• [Written problem]
Show all lines from the listing below that contain "index".

begin Data extract

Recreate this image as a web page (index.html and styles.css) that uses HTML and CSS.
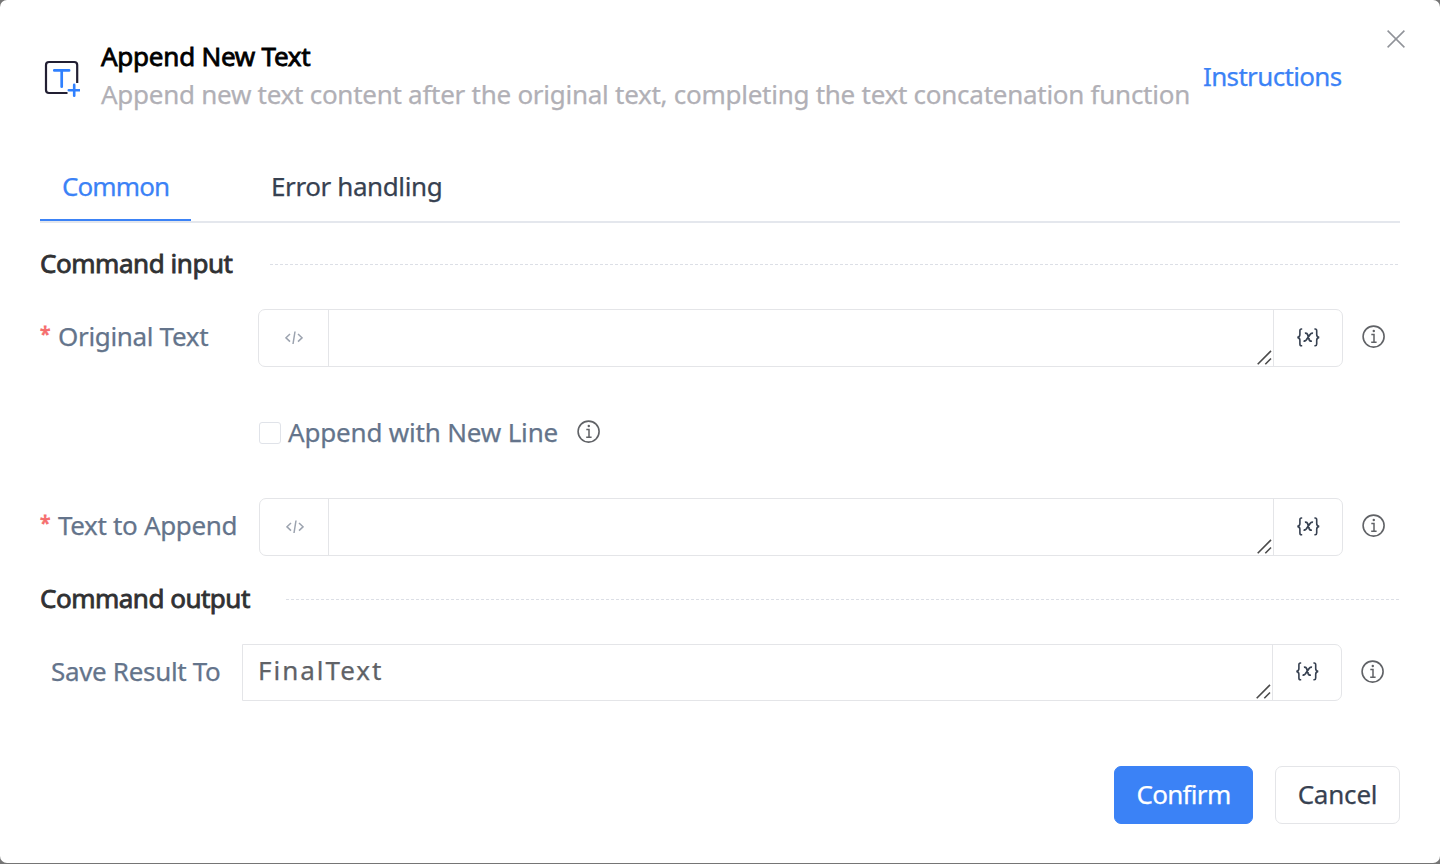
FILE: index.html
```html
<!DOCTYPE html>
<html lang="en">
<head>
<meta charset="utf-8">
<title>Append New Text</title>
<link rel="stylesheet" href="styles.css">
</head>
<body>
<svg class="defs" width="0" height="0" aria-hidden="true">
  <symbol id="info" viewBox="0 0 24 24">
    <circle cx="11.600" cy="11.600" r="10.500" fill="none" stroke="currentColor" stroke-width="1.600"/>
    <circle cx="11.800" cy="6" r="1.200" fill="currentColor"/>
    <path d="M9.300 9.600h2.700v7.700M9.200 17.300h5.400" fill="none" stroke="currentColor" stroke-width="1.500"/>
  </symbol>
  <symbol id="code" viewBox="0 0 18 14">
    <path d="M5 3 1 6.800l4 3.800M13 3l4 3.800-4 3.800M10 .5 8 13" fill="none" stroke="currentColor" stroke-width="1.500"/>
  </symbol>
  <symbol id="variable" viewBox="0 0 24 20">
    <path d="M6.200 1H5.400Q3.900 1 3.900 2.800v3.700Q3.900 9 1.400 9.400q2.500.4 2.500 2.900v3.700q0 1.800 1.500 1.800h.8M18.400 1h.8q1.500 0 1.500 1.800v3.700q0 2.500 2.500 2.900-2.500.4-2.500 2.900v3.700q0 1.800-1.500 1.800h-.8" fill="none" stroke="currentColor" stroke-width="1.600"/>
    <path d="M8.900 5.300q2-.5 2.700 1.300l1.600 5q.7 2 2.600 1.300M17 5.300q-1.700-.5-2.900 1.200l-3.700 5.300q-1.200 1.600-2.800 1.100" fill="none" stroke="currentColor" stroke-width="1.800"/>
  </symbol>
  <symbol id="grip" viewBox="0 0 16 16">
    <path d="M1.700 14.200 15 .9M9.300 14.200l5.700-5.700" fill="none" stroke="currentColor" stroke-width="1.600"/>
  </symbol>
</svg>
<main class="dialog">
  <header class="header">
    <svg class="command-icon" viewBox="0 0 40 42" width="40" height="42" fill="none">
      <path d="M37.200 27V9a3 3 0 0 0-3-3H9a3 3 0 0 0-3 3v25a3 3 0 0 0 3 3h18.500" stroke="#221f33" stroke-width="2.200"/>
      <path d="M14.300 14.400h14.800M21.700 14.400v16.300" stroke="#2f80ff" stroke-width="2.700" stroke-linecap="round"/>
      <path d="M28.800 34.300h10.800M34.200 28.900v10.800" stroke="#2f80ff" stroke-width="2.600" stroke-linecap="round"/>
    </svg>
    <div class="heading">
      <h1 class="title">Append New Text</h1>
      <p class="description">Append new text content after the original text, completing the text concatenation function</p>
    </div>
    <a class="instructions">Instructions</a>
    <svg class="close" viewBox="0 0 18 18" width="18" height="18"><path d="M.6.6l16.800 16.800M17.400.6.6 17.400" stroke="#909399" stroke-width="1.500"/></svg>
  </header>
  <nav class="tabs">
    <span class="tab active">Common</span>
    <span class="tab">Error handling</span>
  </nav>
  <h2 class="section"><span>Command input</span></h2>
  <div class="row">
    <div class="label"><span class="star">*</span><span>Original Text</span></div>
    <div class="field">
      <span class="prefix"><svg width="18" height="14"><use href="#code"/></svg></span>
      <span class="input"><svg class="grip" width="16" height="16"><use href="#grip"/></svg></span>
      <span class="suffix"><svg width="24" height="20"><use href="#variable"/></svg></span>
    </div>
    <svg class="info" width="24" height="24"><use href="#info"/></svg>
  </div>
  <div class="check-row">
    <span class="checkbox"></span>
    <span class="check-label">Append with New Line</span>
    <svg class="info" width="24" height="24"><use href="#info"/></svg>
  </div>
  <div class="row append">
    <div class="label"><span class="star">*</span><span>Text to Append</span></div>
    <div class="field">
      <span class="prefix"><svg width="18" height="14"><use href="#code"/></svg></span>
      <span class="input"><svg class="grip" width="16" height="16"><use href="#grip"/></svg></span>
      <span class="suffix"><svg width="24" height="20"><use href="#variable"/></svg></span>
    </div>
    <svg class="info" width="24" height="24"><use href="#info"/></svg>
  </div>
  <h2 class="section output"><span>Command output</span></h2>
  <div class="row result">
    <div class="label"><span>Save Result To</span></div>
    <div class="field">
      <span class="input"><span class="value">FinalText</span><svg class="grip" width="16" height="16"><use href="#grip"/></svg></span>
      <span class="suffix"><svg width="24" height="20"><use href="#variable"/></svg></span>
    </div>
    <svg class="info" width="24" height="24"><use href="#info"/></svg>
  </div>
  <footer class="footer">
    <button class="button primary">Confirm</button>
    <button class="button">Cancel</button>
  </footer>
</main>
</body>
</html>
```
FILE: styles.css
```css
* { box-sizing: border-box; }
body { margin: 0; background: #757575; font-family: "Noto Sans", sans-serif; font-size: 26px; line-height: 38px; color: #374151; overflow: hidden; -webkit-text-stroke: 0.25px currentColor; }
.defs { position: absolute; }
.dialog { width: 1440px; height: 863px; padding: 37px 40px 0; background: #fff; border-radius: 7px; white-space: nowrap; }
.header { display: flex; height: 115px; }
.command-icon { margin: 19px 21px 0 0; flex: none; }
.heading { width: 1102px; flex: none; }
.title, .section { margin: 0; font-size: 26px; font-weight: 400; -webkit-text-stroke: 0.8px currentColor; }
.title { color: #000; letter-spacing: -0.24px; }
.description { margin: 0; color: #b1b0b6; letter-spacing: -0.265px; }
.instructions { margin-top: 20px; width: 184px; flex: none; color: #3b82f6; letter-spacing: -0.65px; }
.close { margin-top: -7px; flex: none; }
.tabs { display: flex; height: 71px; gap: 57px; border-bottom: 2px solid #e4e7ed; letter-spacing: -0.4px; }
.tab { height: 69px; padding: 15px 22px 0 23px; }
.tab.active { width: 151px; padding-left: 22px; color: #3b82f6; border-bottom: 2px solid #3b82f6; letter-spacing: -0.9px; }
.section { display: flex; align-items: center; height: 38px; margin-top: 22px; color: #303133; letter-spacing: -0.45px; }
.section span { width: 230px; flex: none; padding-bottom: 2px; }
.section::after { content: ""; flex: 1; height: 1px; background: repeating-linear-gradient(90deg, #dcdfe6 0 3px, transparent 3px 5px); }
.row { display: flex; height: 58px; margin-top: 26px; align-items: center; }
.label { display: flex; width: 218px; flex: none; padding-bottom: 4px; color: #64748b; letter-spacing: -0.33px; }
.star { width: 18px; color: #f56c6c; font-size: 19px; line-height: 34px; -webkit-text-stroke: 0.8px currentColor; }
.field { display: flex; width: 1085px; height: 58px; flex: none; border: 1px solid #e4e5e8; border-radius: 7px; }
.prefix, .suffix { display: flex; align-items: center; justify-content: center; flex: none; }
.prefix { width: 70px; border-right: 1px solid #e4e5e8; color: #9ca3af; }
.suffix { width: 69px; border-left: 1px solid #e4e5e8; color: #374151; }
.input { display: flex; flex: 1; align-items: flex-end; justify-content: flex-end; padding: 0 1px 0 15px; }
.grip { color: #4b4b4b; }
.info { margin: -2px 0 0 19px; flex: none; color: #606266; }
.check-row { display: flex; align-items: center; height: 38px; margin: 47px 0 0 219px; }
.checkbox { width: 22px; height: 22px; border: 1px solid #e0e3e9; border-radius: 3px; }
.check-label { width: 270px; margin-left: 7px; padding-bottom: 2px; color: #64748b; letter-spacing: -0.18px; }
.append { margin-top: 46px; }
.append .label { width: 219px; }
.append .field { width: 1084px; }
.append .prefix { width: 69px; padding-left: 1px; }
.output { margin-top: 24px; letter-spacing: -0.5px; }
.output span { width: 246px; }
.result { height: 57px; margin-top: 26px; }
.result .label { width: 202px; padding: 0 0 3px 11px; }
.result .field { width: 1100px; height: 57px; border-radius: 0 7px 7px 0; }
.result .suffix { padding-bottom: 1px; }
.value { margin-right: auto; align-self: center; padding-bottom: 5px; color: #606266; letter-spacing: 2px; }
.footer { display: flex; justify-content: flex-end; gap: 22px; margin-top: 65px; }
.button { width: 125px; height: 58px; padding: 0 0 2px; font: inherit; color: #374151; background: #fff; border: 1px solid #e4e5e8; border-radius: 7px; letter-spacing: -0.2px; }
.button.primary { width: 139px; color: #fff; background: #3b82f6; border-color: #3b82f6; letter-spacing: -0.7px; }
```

end Data extract

• [Written response]
Recreate this image as a web page (index.html and styles.css) that uses HTML and CSS.
FILE: index.html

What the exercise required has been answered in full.